Enhanced corrosion resistance of a Cu[sbnd]10Ni alloy in a 3.5 wt% NaCl solution by means of ultrasonic surface rolling treatment

Abstract

Cu10Ni alloy with a gradient nano-structured surface layer was synthesized by ultrasonic surface rolling process (USRP). The microstructure and mechanical properties of the nanosurface layer were characterized by X-ray diffractometry (XRD), microhardness testing, scanning electron microscope (SEM) and transmission electron microscope (TEM). The corrosion behavior of the USRPed and coarse-grained (CG) Cu10Ni alloy in a 3.5 wt% NaCl solution was investigated.

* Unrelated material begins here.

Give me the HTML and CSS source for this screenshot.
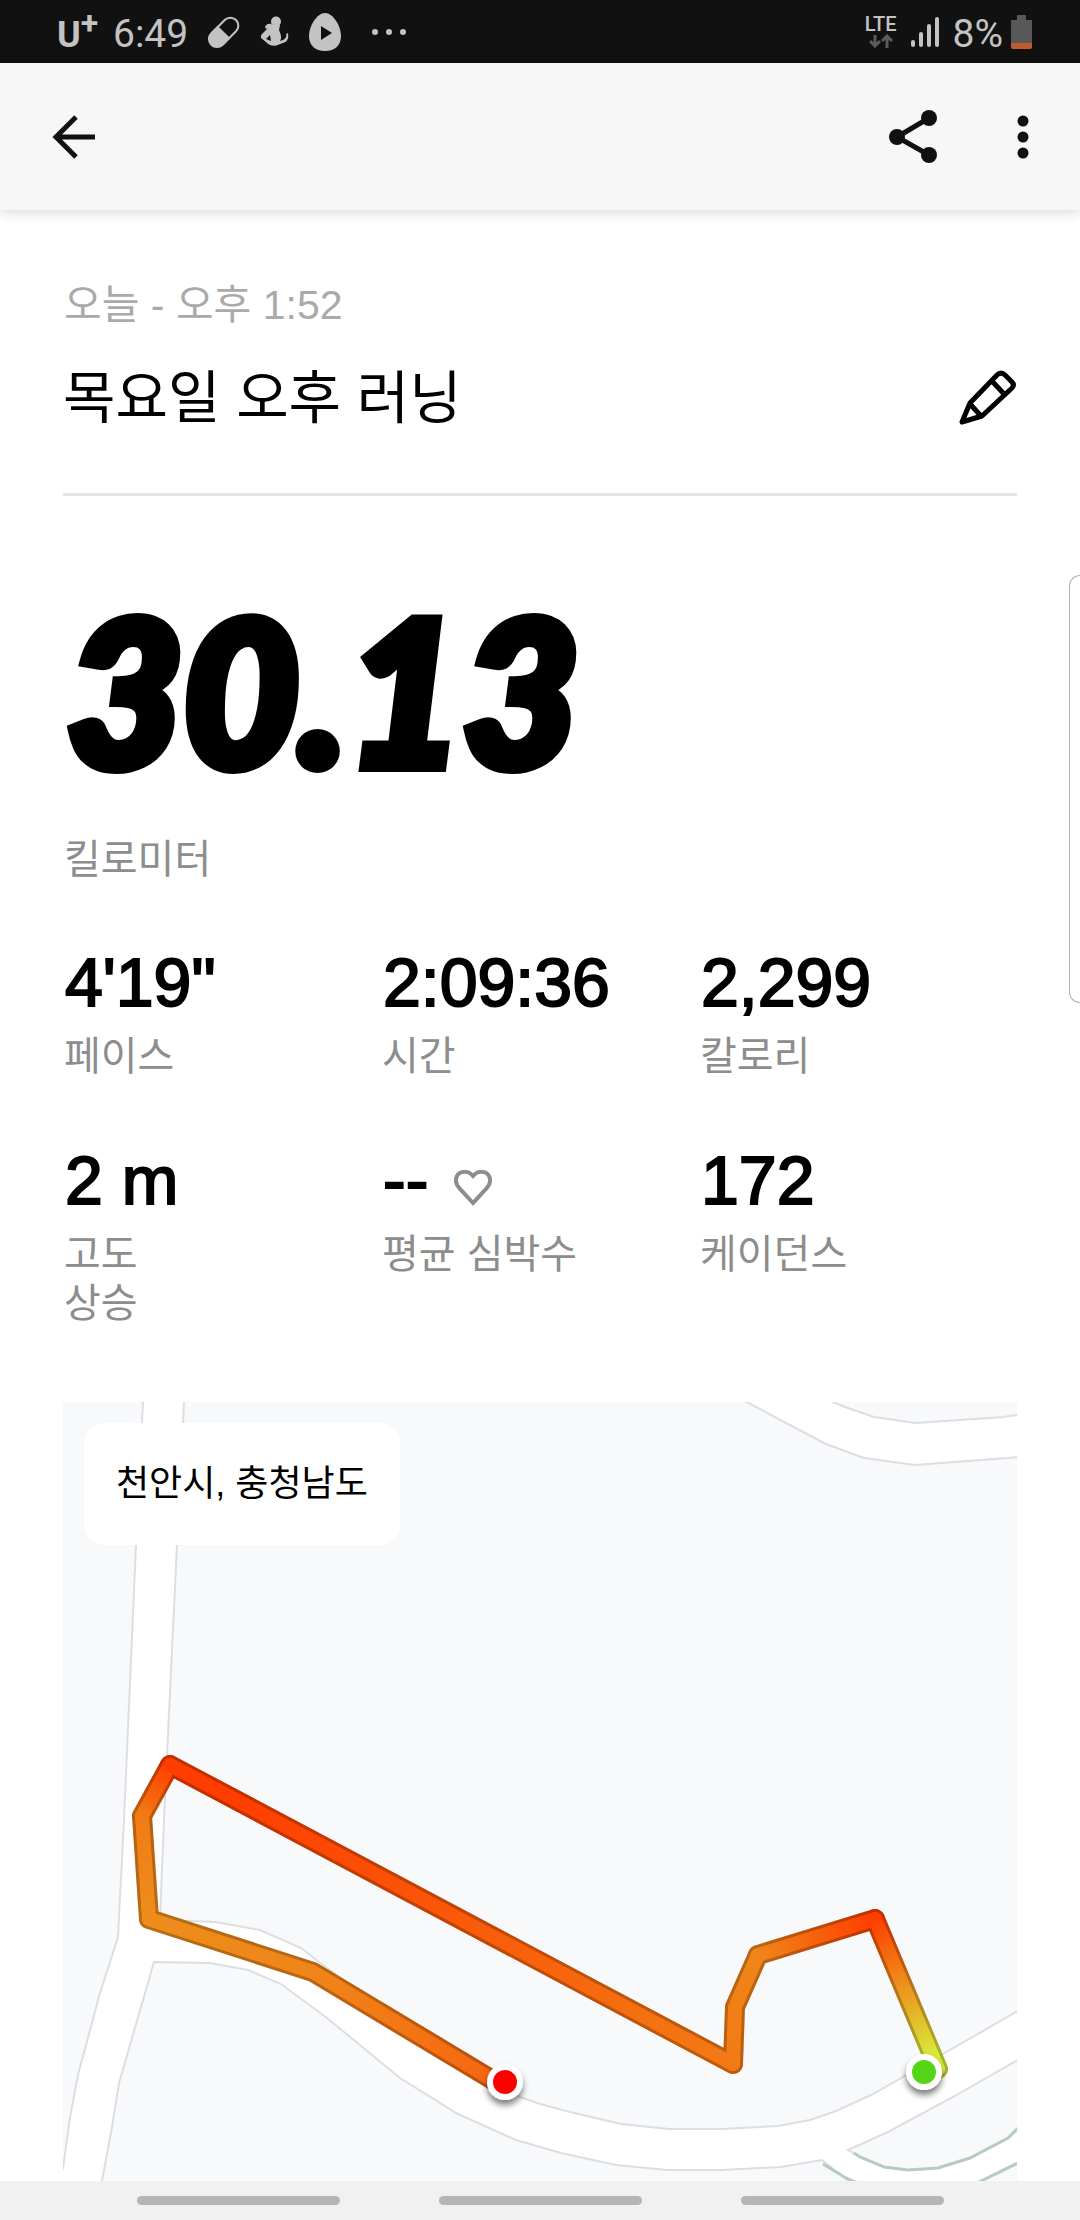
FILE: index.html
```html
<!DOCTYPE html>
<html lang="ko">
<head>
<meta charset="utf-8">
<meta name="viewport" content="width=device-width, initial-scale=1">
<title>목요일 오후 러닝</title>
<link rel="stylesheet" href="styles.css">
</head>
<body>
<div class="status">
  <div class="status-left">
    <span class="carrier">U<span class="carrier-plus">+</span></span>
    <span class="clock">6:49</span>
    <svg class="ic-pill" width="34" height="34" viewBox="0 0 34 34">
      <g transform="rotate(-45 17 17)"><rect x="0" y="9" width="34" height="16" rx="8" fill="none" stroke="#c3c3c3" stroke-width="2"/><path d="M17 8H7A9 9 0 0 0 7 26H17Z" fill="#c3c3c3"/></g>
    </svg>
    <svg class="ic-figure" width="28" height="32" viewBox="0 0 28 32" fill="#c3c3c3">
      <circle cx="15" cy="5.500" r="5"/>
      <path d="M11 9h8l-1 5c2 5 3 8 1 11l3-1c3-2 4-4 3-6l2-1c1 6-1 9-5 10l-3 1c-5 3-11 2-14-2l-5-4c-1-1 0-3 1-4l7-7z"/>
      <path d="M4 11c1-3 4-4 7-3l-1 3-5 2z"/>
      <path d="M5 23l4-4 1 6z" fill="#111"/>
    </svg>
    <svg class="ic-egg" width="32" height="38" viewBox="0 0 32 38">
      <path d="M16 0C24 0 32 13 32 23C32 32 26 38 16 38S0 32 0 23C0 13 8 0 16 0Z" fill="#c3c3c3"/><path d="M12 13L23 20L12 27Z" fill="#111"/>
    </svg>
    <svg class="ic-more" width="34" height="8" viewBox="0 0 34 8" fill="#c3c3c3"><circle cx="3" cy="4" r="3"/><circle cx="17" cy="4" r="3"/><circle cx="31" cy="4" r="3"/></svg>
  </div>
  <div class="status-right">
    <div class="lte"><span>LTE</span>
      <svg width="24" height="14" viewBox="0 0 24 14" fill="none" stroke="#5c5c5c" stroke-width="3"><path d="M6 1V12M1 7L6 12L11 7M18 14V2M13 7L18 2L23 7"/></svg>
    </div>
    <svg width="28" height="32" viewBox="0 0 28 32" stroke="#c3c3c3" stroke-width="4" stroke-linecap="round"><path d="M2 26V29M10 18V29M18 10V29M26 3V29"/></svg>
    <span class="battery">
      <span class="battery-text">8%</span>
      <svg width="21" height="34" viewBox="0 0 21 34"><path d="M6 1Q6 0 7 0H14Q15 0 15 1V5H20Q21 5 21 6V28H0V6Q0 5 1 5H6Z" fill="#585858"/><path d="M0 28H21V32Q21 34 19 34H2Q0 34 0 32Z" fill="#c15a33"/></svg>
    </span>
  </div>
</div>

<header class="appbar">
  <button class="icon-btn" aria-label="뒤로">
    <svg width="44" height="44" viewBox="0 0 44 44" fill="none" stroke="#111" stroke-width="5"><path d="M43 22H5M24 2L4 22L24 42"/></svg>
  </button>
  <div class="appbar-actions">
    <button class="icon-btn" aria-label="공유">
      <svg width="48" height="54" viewBox="0 0 48 54" fill="#111"><path d="M40 8L8 27L40 45" fill="none" stroke="#111" stroke-width="5"/><circle cx="40" cy="8" r="8"/><circle cx="8" cy="27" r="8"/><circle cx="40" cy="45" r="8"/></svg>
    </button>
    <button class="icon-btn" aria-label="더보기">
      <svg width="12" height="44" viewBox="0 0 12 44" fill="#111"><circle cx="6" cy="6" r="5.500"/><circle cx="6" cy="22" r="5.500"/><circle cx="6" cy="38" r="5.500"/></svg>
    </button>
  </div>
</header>

<main class="content">
  <section class="heading">
    <p class="date">오늘 - 오후 1:52</p>
    <div class="title-row">
      <h1 class="title">목요일 오후 러닝</h1>
      <button class="icon-btn" aria-label="제목 편집">
        <svg width="58" height="56" viewBox="0 0 58 56" fill="none" stroke="#000" stroke-width="5" stroke-linejoin="round"><path d="M3 52L11 33L38 5Q42 1 46 5L53 12Q56 15 53 18L23 46ZM33 11L45 24M11 34L22 46"/></svg>
      </button>
    </div>
  </section>

  <section class="distance">
    <p class="distance-value">30.13</p>
    <p class="label">킬로미터</p>
  </section>

  <section class="stats">
    <div><p class="value">4'19"</p><p class="label">페이스</p></div>
    <div><p class="value">2:09:36</p><p class="label">시간</p></div>
    <div><p class="value">2,299</p><p class="label">칼로리</p></div>
    <div><p class="value">2 m</p><p class="label">고도<br>상승</p></div>
    <div>
      <p class="value">--
        <svg class="heart" width="38" height="36" viewBox="0 0 38 36" fill="none" stroke="#8d8d8d" stroke-width="4"><path d="M19 33L6 19C2 15 1 10 3 6C6 1 14 0 19 6C24 0 32 1 35 6C37 10 36 15 32 19Z"/></svg>
      </p>
      <p class="label">평균 심박수</p>
    </div>
    <div><p class="value">172</p><p class="label">케이던스</p></div>
  </section>

  <section class="map" aria-label="러닝 경로">
    <svg class="map-canvas" viewBox="63 1402 954 779" preserveAspectRatio="xMinYMin slice">
      <defs>
        <linearGradient id="g1" gradientUnits="userSpaceOnUse" x1="875" y1="1919" x2="938" y2="2069"><stop offset="0" stop-color="#ff3d00"/><stop offset=".9" stop-color="#d9e83a"/></linearGradient>
        <linearGradient id="g2" gradientUnits="userSpaceOnUse" x1="758" y1="1955" x2="875" y2="1919"><stop offset="0" stop-color="#f08519"/><stop offset="1" stop-color="#ff3d00"/></linearGradient>
        <linearGradient id="g3" gradientUnits="userSpaceOnUse" x1="733" y1="2064" x2="758" y2="1955"><stop offset="0" stop-color="#f37a14"/><stop offset="1" stop-color="#f08519"/></linearGradient>
        <linearGradient id="g4" gradientUnits="userSpaceOnUse" x1="170" y1="1765" x2="733" y2="2064"><stop offset=".1" stop-color="#ff3d00"/><stop offset="1" stop-color="#f37a14"/></linearGradient>
        <linearGradient id="g5" gradientUnits="userSpaceOnUse" x1="170" y1="1765" x2="142" y2="1816"><stop offset="0" stop-color="#ff3d00"/><stop offset="1" stop-color="#f17c15"/></linearGradient>
        <linearGradient id="g6" gradientUnits="userSpaceOnUse" x1="142" y1="1816" x2="149" y2="1919"><stop offset="0" stop-color="#f17c15"/><stop offset="1" stop-color="#ee8d1c"/></linearGradient>
        <linearGradient id="g7" gradientUnits="userSpaceOnUse" x1="149" y1="1919" x2="496" y2="2082"><stop offset="0" stop-color="#ee8d1c"/><stop offset=".5" stop-color="#f08318"/><stop offset="1" stop-color="#f66610"/></linearGradient>
        <filter id="shadow" x="-50%" y="-50%" width="200%" height="200%"><feDropShadow dx="0" dy="5" stdDeviation="3" flood-opacity=".5"/></filter>
        <g id="track" fill="none" stroke-linecap="round" stroke-linejoin="round">
          <path d="M313 1972L496 2082M149 1919L313 1972" stroke="url(#g7)"/>
          <path d="M149 1919L142 1816" stroke="url(#g6)"/>
          <path d="M142 1816L170 1765" stroke="url(#g5)"/>
          <path d="M733 2064L735 2007L758 1955" stroke="url(#g3)"/>
          <path d="M170 1765L733 2064" stroke="url(#g4)"/>
          <path d="M758 1955L875 1919" stroke="url(#g2)"/>
          <path d="M875 1919L938 2069" stroke="url(#g1)"/>
        </g>
      </defs>
      <g fill="#f7f9fb" stroke="#dddee2" stroke-width="2">
        <path d="M50 1390H144L143 1402L136 1545L124 1820L118 1937L100 1993L78 2075L70 2117L63 2168L50 2200Z"/>
        <path d="M185 1390L184 1402L177 1545L167 1755L164 1820L160 1920L191 1921L215 1922L260 1930L301 1948L327 1968L400 2023L450 2060L490 2083L520 2097L540 2104L566 2111L621 2124L669 2129H722L778 2126L810 2120L836 2111L871 2095L905 2076L943 2054L1030 2004V1455L1017 1457L1008 1458L915 1465L864 1458L826 1444L786 1423L747 1402L720 1390Z"/>
        <path d="M810 1390L833 1402L845 1407L874 1417L916 1423L1003 1417L1030 1413V1390Z"/>
        <path d="M154 1962L210 1963L248 1970L281 1984L327 2018L400 2078L458 2114L516 2140L561 2153L616 2165L667 2170L722 2170L781 2167L822 2160L846 2179L870 2200H98L102 2181L112 2127L119 2083Z"/>
        <path d="M848 2150L888 2132L953 2097L1030 2053V2120L1008 2138L970 2158L938 2168L908 2170L884 2167L860 2157Z"/>
        <path d="M1030 2156L981 2181L950 2200H1030Z"/>
      </g>
      <path d="M854 2153L860 2157L884 2167L908 2170L938 2168L970 2158L1008 2138L1020 2126M823 2164L846 2178L860 2184M1020 2162L975 2184" fill="none" stroke="#b5cdc1" stroke-width="3"/>
      <use href="#track" stroke-width="20"/>
      <path d="M496 2082L313 1972L149 1919L142 1816L170 1765L733 2064L735 2007L758 1955L875 1919L938 2069" fill="none" stroke="#000" stroke-opacity=".23" stroke-width="20" stroke-linecap="round" stroke-linejoin="round"/>
      <use href="#track" stroke-width="14"/>
      <g filter="url(#shadow)"><circle cx="505" cy="2082" r="18" fill="#fff"/><circle cx="924" cy="2072" r="18" fill="#fff"/></g>
      <circle cx="505" cy="2082" r="12" fill="#f00"/><circle cx="924" cy="2072" r="12" fill="#52d615"/>
    </svg>
    <span class="place">천안시, 충청남도</span>
  </section>
</main>

<div class="edge-handle"></div>

<nav class="navbar">
  <button class="nav-key" aria-label="최근 앱"></button>
  <button class="nav-key" aria-label="홈"></button>
  <button class="nav-key" aria-label="이전"></button>
</nav>
</body>
</html>
```

FILE: styles.css
```css
* { box-sizing: border-box; }

body {
  margin: 0;
  min-height: 100vh;
  display: flex;
  flex-direction: column;
  position: relative;
  background: #fff;
  color: #000;
  font-family: "Liberation Sans", "Noto Sans CJK KR", sans-serif;
}

p, h1 { margin: 0; font-weight: 400; }
svg { display: block; flex: none; }

button {
  border: 0;
  padding: 0;
  background: none;
}

/* System status bar */
.status {
  height: 63px;
  padding: 0 48px 0 57px;
  display: flex;
  align-items: center;
  justify-content: space-between;
  background: #111;
  color: #c3c3c3;
  font-family: Roboto, sans-serif;
}
.status-left, .status-right { display: flex; align-items: center; }
.status-right { gap: 14px; }
.battery { display: flex; align-items: center; gap: 8px; }
.carrier {
  display: flex;
  width: 56px;
  padding-top: 6px;
  font: 700 36px/48px Roboto, sans-serif;
}
.carrier-plus { font-size: 32px; line-height: 24px; }
.clock, .battery-text { font-size: 39px; line-height: 48px; padding-top: 4px; }
.ic-pill { margin-left: 19px; }
.ic-figure { margin-left: 20px; }
.ic-egg { margin-left: 20px; }
.ic-more { margin-left: 31px; }
.lte {
  display: flex;
  flex-direction: column;
  align-items: center;
  gap: 1px;
  font-size: 20px;
  font-weight: 500;
  line-height: 18px;
}

/* App bar */
.appbar {
  height: 147px;
  padding: 0 51px 0 52px;
  display: flex;
  align-items: center;
  justify-content: space-between;
  background: #f7f7f7;
  box-shadow: 0 2px 12px rgba(0, 0, 0, .16);
}
.appbar-actions { display: flex; align-items: center; gap: 80px; }

.content {
  flex: 1;
  display: flex;
  flex-direction: column;
  padding: 65px 63px 0;
}

.heading { padding-bottom: 59px; border-bottom: 3px solid #e4e5e5; }
.date { padding-left: 1px; font-size: 41px; line-height: 60px; color: #aaa; }
.title-row {
  margin-top: 27px;
  display: flex;
  align-items: center;
  justify-content: space-between;
}
.title { font-size: 57px; line-height: 72px; }

.distance { margin-top: 93px; }
.distance-value {
  padding-left: 4px;
  font: italic 900 200px/200px Lato, sans-serif;
  -webkit-text-stroke: 12px #000;
}
.label { padding-left: 1px; font-size: 40px; line-height: 49px; color: #8d8d8d; }
.distance .label { margin-top: 46px; }

.stats {
  margin-top: 58px;
  display: grid;
  grid-template-columns: repeat(3, 1fr);
  row-gap: 59px;
}
.value {
  display: flex;
  align-items: center;
  gap: 26px;
  margin-bottom: 10px;
  padding-left: 2px;
  font-size: 68px;
  line-height: 80px;
  -webkit-text-stroke: 2px #000;
}
.heart { margin-top: 16px; }

/* Route map */
.map {
  flex: 1;
  min-height: 480px;
  margin-top: 74px;
  position: relative;
  overflow: hidden;
}
.map-canvas { position: absolute; width: 100%; height: 100%; }
.place {
  position: absolute;
  left: 21px;
  top: 21px;
  padding: 0 32px;
  border-radius: 20px;
  background: #fff;
  font-size: 36px;
  line-height: 122px;
}

/* Edge panel tab over the right side of the screen */
.edge-handle {
  position: absolute;
  right: 0;
  top: 575px;
  width: 11px;
  height: 428px;
  border: 1px solid #b4b4b4;
  border-right: 0;
  border-radius: 12px 0 0 12px;
}

/* System navigation */
.navbar {
  height: 39px;
  display: flex;
  align-items: center;
  justify-content: center;
  gap: 99px;
  background: #f1f1f1;
}
.nav-key {
  width: 203px;
  height: 9px;
  border-radius: 5px;
  background: #b5b5b5;
}
```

The results showed that the topmost surface possessed an average grain size of 70 nm, and the corresponding surface hardness increased by 80% after USRP treatment. Additionally, the electrochemical test results showed that the USRPed Cu10Ni alloy exhibits enhanced corrosion resistance relative to that of the CG sample in a 3.5 wt% NaCl solution. The higher corrosion resistance of the nanograined Cu10Ni alloy was attributed to the nanograined surface promoting the formation of a passivation film on the surface during the corrosion process, which can effectively prevent further corrosion. This study demonstrates that the hardness properties and corrosion resistance of Cu10Ni alloys can be improved simultaneously by means of surface nanocrystallization.